- Digital health funding in 2019 suggests more companies will be looking to go public or be acquired in the coming years, according to a report Tuesday from seed fund and research firm Rock Health.
- The number of acquisitions of digital health companies in 2019 was about 40% below the high seen in 2015, the analysis said. But IPO activity surged as six digital health companies listed their shares, ending a three-year wait for a business in the sector to go public.
- Funding activity suggests medical device companies interested in making digital health acquisitions will have plenty of options to choose from in the coming years. Investors pumped $7.4 billion into 374 digital health companies last year.

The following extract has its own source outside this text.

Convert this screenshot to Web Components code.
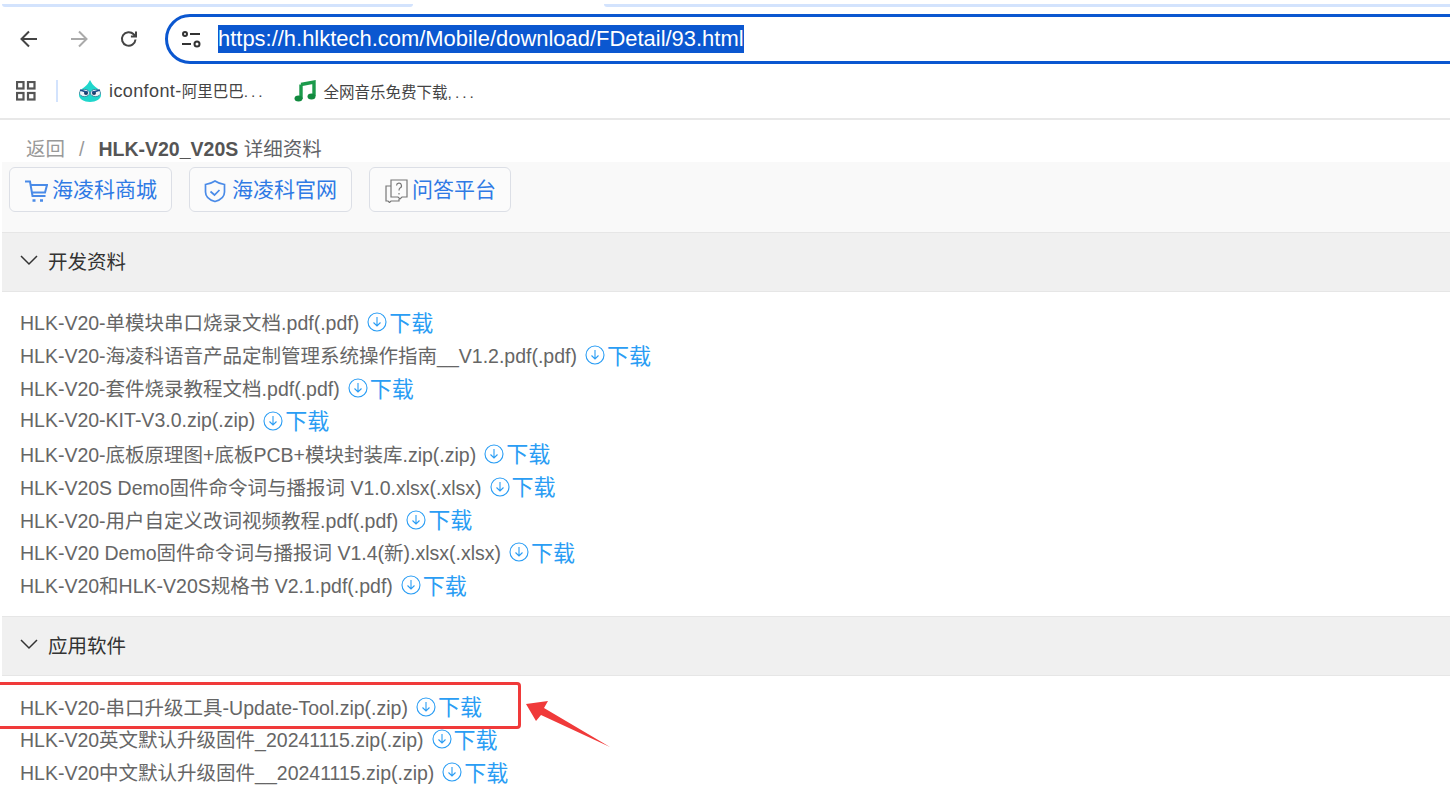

Those figures are down slightly on 2018, when 380 companies received $8.2 billion in investment, but are well above levels seen from 2011 to 2017.
Rock Health has tracked investment in its target industry nearly a decade, and the data paint a mixed picture.
M&A remains down on recent highs. In 2015, Rock Health tracked 188 takeovers of digital health companies. By 2019, the figure had fallen to 112, up just one deal over the previous year.
The decline in M&A in recent years has been characterized by a sharp reduction in acquisitions by technology companies and consolidation among digital health startups. Medical device companies, biopharma businesses and payers, which Rock Health groups as “other” acquirers, continue to buy up digital health startups at a near-record rate.
Most of the money is now coming from repeat investors, with more than half of digital health VCs having been active since 2014. Rock Health’s talks with financiers point to a potential slowdown in investment but, with funds sitting on cash from the recent boom years and still committed to digital health, money is expected to continue flowing into startups with promising technology.
Six digital health startups, as defined by Rock Health, were also able to raise money from public investors in 2019. The report said that as of Jan. 1, the 2019 class of IPOs (Livongo, Health Catalyst, Phreesia, Change Healthcare, Peloton and Progyny) had a combined market cap of $17 billion.
The Rock Health team noted that listings took place at a time when many companies in other industries went public, and the post-IPO performance of stocks like Uber, Lyft and Slack may be making investors less willing to invest in new listings, creating a headwind for digital health startups that want to go public.
Still, Rock Health thinks the overall picture is positive, pointing to creation of remote patient monitoring reimbursement codes, the advance of FDA’s Digital Health Software Precertification Program, and collection of public comments on proposed data blocking rules as positive developments.